ジョンニルソンライト.jpg 英国のジョン・ニルソン=ライト氏(英王立国際問題研究所シニアフェロー)はフランスやオランダが、このインド太平洋に独自の戦略を追求していること、英国もこの構想に参加したいとの意向を持っており、この地域に対する欧州の見方が変わりつつあることを指摘すると同時に、その目的を実現するための能力やそのための資源が十分にあるのか、またこの構想を実現するための世論の支持も課題にあげました。

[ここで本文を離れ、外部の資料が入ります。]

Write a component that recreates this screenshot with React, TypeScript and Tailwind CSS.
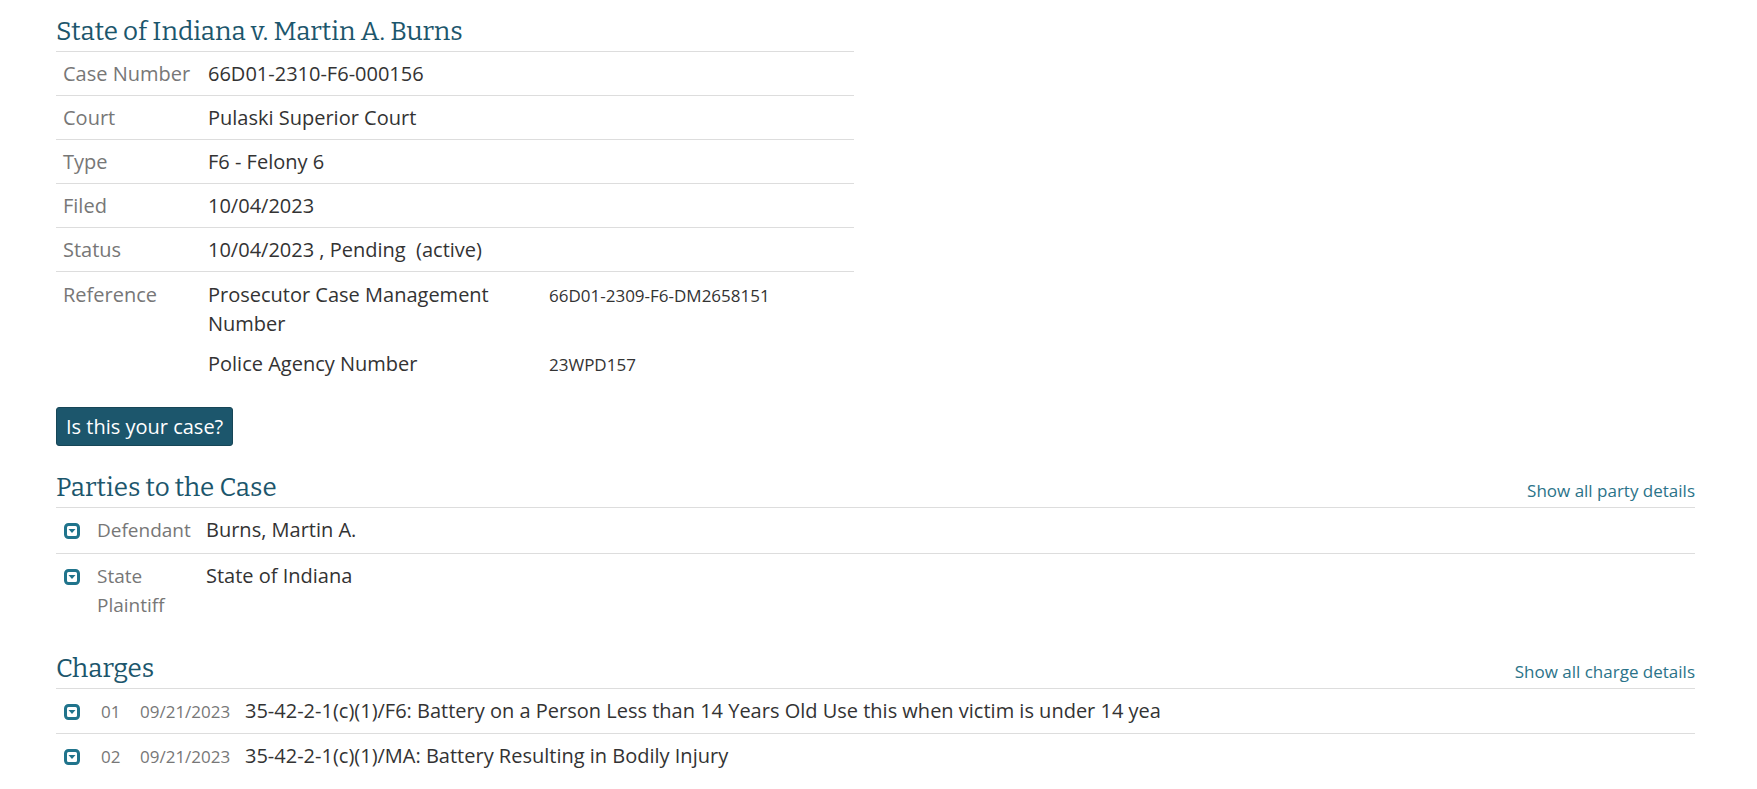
import type { ReactNode } from "react";

const details = [
  { label: "Case Number", value: "66D01-2310-F6-000156" },
  { label: "Court", value: "Pulaski Superior Court" },
  { label: "Type", value: "F6 - Felony 6" },
  { label: "Filed", value: "10/04/2023" },
  { label: "Status", value: "10/04/2023 , Pending \u00a0(active)" },
];

const references = [
  { name: "Prosecutor Case Management Number", value: "66D01-2309-F6-DM2658151" },
  { name: "Police Agency Number", value: "23WPD157" },
];

const parties = [
  { role: "Defendant", name: "Burns, Martin A." },
  { role: "State Plaintiff", name: "State of Indiana" },
];

const charges = [
  {
    no: "01",
    date: "09/21/2023",
    text: "35-42-2-1(c)(1)/F6: Battery on a Person Less than 14 Years Old Use this when victim is under 14 yea",
  },
  {
    no: "02",
    date: "09/21/2023",
    text: "35-42-2-1(c)(1)/MA: Battery Resulting in Bodily Injury",
  },
];

function Heading({ children }: { children: ReactNode }) {
  return (
    <h2 className="font-['Bitter','DejaVu_Serif',serif] text-[26px] leading-[34px] font-normal text-[#1c566c]">
      {children}
    </h2>
  );
}

function ExpandButton({ label }: { label: string }) {
  return (
    <button type="button" aria-label={label} className="block size-4 cursor-pointer text-[#20748c]">
      <svg viewBox="0 0 16 16" className="size-4">
        <rect x="1.5" y="1.5" width="13" height="13" rx="3" fill="none" stroke="currentColor" strokeWidth="3" />
        <path d="M4.5 6h7L8 10z" fill="currentColor" />
      </svg>
    </button>
  );
}

export default function App() {
  return (
    <main className="min-h-screen bg-white pt-[15px] pr-[62px] pb-4 pl-14 font-['Open_Sans',sans-serif] text-[20px] leading-[29px] text-[#333]">
      {/* Case summary */}
      <section className="grid grid-cols-2 gap-[43px]">
        <div>
          <Heading>State of Indiana v. Martin A. Burns</Heading>
          <table className="mt-0.5 w-full table-fixed text-left">
            <colgroup>
              <col className="w-[145px]" />
              <col />
            </colgroup>
            <tbody>
              {details.map((row) => (
                <tr key={row.label} className="border-t border-[#ddd] align-top">
                  <th scope="row" className="py-[7px] pl-[7px] font-normal whitespace-nowrap text-[#777]">
                    {row.label}
                  </th>
                  <td className="py-[7px] pl-[7px]">{row.value}</td>
                </tr>
              ))}
              <tr className="border-t border-[#ddd] align-top">
                <th scope="row" className="pt-2 pl-[7px] font-normal text-[#777]">
                  Reference
                </th>
                <td className="pt-2 pl-[7px]">
                  {references.map((ref) => (
                    <div key={ref.name} className="mb-[11px] grid grid-cols-[300px_1fr] items-baseline gap-x-[41px]">
                      <span>{ref.name}</span>
                      <span className="text-[17px]">{ref.value}</span>
                    </div>
                  ))}
                </td>
              </tr>
            </tbody>
          </table>
        </div>
      </section>

      <button
        type="button"
        className="mt-[17px] block h-[39px] cursor-pointer rounded-[3px] border border-[#174657] bg-[#1c566c] px-[9px] text-white"
      >
        Is this your case?
      </button>

      {/* Parties */}
      <section className="mt-[25px]">
        <div className="flex items-end justify-between pb-0.5">
          <Heading>Parties to the Case</Heading>
          <a href="#parties" className="text-[17px] leading-[29px] text-[#2b7389]">
            Show all party details
          </a>
        </div>
        <table id="parties" className="w-full table-fixed">
          <colgroup>
            <col className="w-[34px]" />
            <col className="w-[109px]" />
            <col />
          </colgroup>
          <tbody>
            {parties.map((party) => (
              <tr key={party.role} className="border-t border-[#ddd] align-baseline">
                <td className="pt-[15px] pl-2 align-top">
                  <ExpandButton label={`Show details for ${party.name}`} />
                </td>
                <td className="pt-[7px] pb-2 pl-[7px] text-[19px] text-[#777]">{party.role}</td>
                <td className="pt-[7px] pb-[9px] pl-[7px]">{party.name}</td>
              </tr>
            ))}
          </tbody>
        </table>
      </section>

      {/* Charges */}
      <section className="mt-6">
        <div className="flex items-end justify-between pb-0.5">
          <Heading>Charges</Heading>
          <a href="#charges" className="text-[17px] leading-[29px] text-[#2b7389]">
            Show all charge details
          </a>
        </div>
        <table id="charges" className="w-full table-fixed">
          <colgroup>
            <col className="w-[34px]" />
            <col className="w-[43px]" />
            <col className="w-[105px]" />
            <col />
          </colgroup>
          <tbody>
            {charges.map((charge) => (
              <tr key={charge.no} className="border-t border-[#ddd] align-baseline">
                <td className="pt-[15px] pl-2 align-top">
                  <ExpandButton label={`Show details for charge ${charge.no}`} />
                </td>
                <td className="pt-[7px] pl-[11px] text-[17px] text-[#777]">{charge.no}</td>
                <td className="pt-[7px] pl-[7px] text-[17px] text-[#777]">{charge.date}</td>
                <td className="pt-[7px] pb-2 pl-[7px]">{charge.text}</td>
              </tr>
            ))}
          </tbody>
        </table>
      </section>
    </main>
  );
}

米国中心の枠組みではなく新しい方向を、バイデン政権は目指すべき

 香田氏は、QUADにヨーロッパの国など他の国のアプローチがあることを指摘し、それ次第で非常に大きなポテンシャルを持っているが、逆にコーディネーションがうまくいかないと失速する可能性があり、この先の知恵が問われる、と語りました。 

 最後に豪州のローリー・メドカフ氏は、バイデン政権の発足後の対応は評価できるが、実際の仕事はこれからだとした上で、米国はどのような役割を果たすのか、共有の戦略を同盟国やパートナー国と形成することがこれからの目標となるが、ただ米国はその中心になるということは目的にはならず、新しい方向を進むべき、それがこの地域の安定の基礎となる、と語りました。